I’d also note that you shouldn’t be calling server.log in any time critical code. This causes a lot of work (pushing the logging out to the network).

Plus, you are queueing multiple callbacks. You should cancel the previous callback if one was set up before setting up a new one - no need to reconfigure the UART callback, just send the completed blob to a handler with an imp.wakeup(0,…).

I’ll try and write some code to show this this weekend.

coverdriven · September 16, 2018, 4:09am

Hugo’s right about server.log(). In Squirrel, Handlers for uart.configure() are the closest we get to interrupt handlers. They need to be as lean as possible.
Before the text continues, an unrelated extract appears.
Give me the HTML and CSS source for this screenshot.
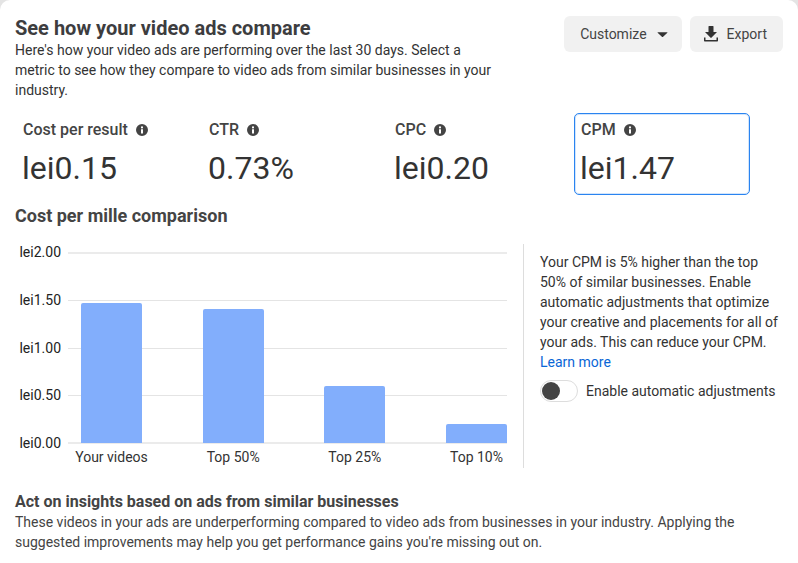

@Hugo + @Peter, In my pre-Electric Imp designs I often designated a pin dedicated to showing how loaded the CPU was. Each time the CPU is idle, I’d set the pin high, dropping it to low whenever it left the idle state. Using an oscilloscope or external sampler enabled me to see how different operations affected loading. For development devices, could you consider a mode where the bi-colour LED is used to mimic CPU loading? The mode would only be engaged when enabled in squirrel and wouldn’t persist after a restart. For something smarter, the red LED could be used for CPU and the green for something else (eg TCP receive buffer emptiness). These are things that we can’t satisfactorily achieve through squirrel alone. The code required for this would be small.
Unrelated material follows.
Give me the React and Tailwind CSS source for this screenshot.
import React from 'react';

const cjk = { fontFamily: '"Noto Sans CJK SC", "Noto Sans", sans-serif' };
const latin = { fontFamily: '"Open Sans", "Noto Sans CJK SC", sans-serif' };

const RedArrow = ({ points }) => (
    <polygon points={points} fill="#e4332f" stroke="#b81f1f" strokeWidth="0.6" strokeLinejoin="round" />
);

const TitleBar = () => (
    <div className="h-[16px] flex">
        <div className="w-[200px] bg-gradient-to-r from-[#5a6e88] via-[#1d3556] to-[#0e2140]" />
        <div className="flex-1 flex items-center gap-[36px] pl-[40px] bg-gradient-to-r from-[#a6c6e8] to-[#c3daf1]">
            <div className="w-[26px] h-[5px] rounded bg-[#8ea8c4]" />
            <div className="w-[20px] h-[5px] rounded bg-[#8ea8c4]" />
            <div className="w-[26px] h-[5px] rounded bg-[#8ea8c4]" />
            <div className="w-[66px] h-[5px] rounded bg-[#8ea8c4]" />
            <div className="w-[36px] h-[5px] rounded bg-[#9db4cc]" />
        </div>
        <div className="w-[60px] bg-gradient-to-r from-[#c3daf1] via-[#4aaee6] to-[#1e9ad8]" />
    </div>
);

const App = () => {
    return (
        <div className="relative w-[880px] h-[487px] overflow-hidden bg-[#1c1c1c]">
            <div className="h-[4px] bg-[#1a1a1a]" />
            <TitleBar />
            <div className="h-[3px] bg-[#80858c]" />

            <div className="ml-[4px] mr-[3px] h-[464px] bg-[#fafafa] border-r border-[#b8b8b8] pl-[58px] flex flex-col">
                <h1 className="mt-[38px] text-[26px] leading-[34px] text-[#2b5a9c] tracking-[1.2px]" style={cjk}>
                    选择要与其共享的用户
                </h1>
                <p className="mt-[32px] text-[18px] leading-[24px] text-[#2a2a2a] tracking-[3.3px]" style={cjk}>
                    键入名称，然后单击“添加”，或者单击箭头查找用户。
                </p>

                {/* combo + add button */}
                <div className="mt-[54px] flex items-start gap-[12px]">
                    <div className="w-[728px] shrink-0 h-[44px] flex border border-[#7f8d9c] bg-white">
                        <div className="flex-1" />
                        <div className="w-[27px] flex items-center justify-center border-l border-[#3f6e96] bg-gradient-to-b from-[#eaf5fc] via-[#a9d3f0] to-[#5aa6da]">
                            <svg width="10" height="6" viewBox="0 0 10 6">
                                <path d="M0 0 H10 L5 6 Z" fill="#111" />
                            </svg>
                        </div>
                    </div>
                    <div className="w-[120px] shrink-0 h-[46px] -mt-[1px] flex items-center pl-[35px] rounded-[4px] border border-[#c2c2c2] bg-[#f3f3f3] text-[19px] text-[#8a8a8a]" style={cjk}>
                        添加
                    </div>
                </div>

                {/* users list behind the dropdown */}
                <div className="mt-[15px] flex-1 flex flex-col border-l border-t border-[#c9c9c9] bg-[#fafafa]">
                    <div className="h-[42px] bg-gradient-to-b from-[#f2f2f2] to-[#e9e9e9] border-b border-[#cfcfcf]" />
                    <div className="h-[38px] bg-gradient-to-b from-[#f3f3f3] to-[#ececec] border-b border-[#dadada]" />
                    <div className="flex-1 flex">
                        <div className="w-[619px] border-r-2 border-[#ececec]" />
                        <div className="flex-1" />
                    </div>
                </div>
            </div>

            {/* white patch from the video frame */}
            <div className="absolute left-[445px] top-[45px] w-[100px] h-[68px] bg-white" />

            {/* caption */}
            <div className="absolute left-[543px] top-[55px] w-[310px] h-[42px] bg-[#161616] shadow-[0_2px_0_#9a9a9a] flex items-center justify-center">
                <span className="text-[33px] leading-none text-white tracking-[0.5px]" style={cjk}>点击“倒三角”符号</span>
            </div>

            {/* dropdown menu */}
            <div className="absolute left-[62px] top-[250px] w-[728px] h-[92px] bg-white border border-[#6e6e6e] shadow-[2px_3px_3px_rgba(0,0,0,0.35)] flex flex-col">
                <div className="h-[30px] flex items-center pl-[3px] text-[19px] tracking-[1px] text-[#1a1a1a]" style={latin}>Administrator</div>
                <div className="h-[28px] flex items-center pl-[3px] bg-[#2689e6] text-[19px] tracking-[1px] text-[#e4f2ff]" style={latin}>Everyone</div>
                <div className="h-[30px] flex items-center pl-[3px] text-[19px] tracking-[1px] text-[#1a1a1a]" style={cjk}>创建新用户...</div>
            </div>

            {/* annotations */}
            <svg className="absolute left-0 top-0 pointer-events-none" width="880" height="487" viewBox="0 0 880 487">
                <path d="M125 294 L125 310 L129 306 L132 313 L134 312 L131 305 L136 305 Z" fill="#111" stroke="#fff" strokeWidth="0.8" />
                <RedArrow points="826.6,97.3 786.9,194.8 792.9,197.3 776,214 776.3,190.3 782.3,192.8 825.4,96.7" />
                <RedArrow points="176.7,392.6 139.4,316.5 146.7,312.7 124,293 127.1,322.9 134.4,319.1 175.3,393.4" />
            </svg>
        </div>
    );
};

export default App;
peter · September 16, 2018, 9:46am

Oh that’s not a bad idea (the pin part at least – less convinced about the LED part). It’d mean you couldn’t do it remotely, of course, but it pushes all the awkward decisions about sampling rates, time-averaging, etc., to the customer where they belong, instead of us trying to be all things to all people.

Peter

vedecoid · September 16, 2018, 3:54pm

@hugo, I obviously know about not using server.log in time critical code; These were just there to test the correct operation of the ‘algorithm’ of executing the uart callback only once and then read the incoming stream in chunks. Without these log, the result is the same.
The base problem is and remains that until about 57600 baud, on a not too loaded system,whether you use uart.read() or uart.readblob() the squirrel callback is triggered for almost every incoming byte creating a lot of unnecessary load on the CPU. It would be much better if it could trigger on the first byte received and then become disabled so that, let’s say 50-100msec later the whole frame can be retrieved with one readblob. That’s only 2 squirrel calls. That’s not possible though as from the moment you use uart.configure during reception (in an attempt to disable the callback), what ends up in the msg blob is garbage. Not sure why, but this is what the squirrel code above shows. Probably something to do with re-initialisation of pointers to the reception buffer in the ImpOS code underneith when making th configure API call. An extra API call 'uart.disablecallback() that doesn’t change the configuration but only disables the callback would be handy and probably not that difficult to implement The way I usualy do that in bare metal C code systems is to point the function pointer representing the callback to NULL and test against NULL before executing it. in the rest of the code base. Just a few lines of code
@peter, absolutely agreed. I think that from the moment a developer’s code becomes so complex that you need this kind of ‘assistance’, you probably also have the necessary equipment such as a logic analyser at your disposal. For instance, the reason why I know the code above doesn’t work as you would expect is that I can verify the ingoing byte stream with such an analyser and I know it to be correct. I test every time critical piece in embedded code with either a LA or a scope using a spare pin, so if that would be possible on the imp, that would be a good step forward in profiling execution.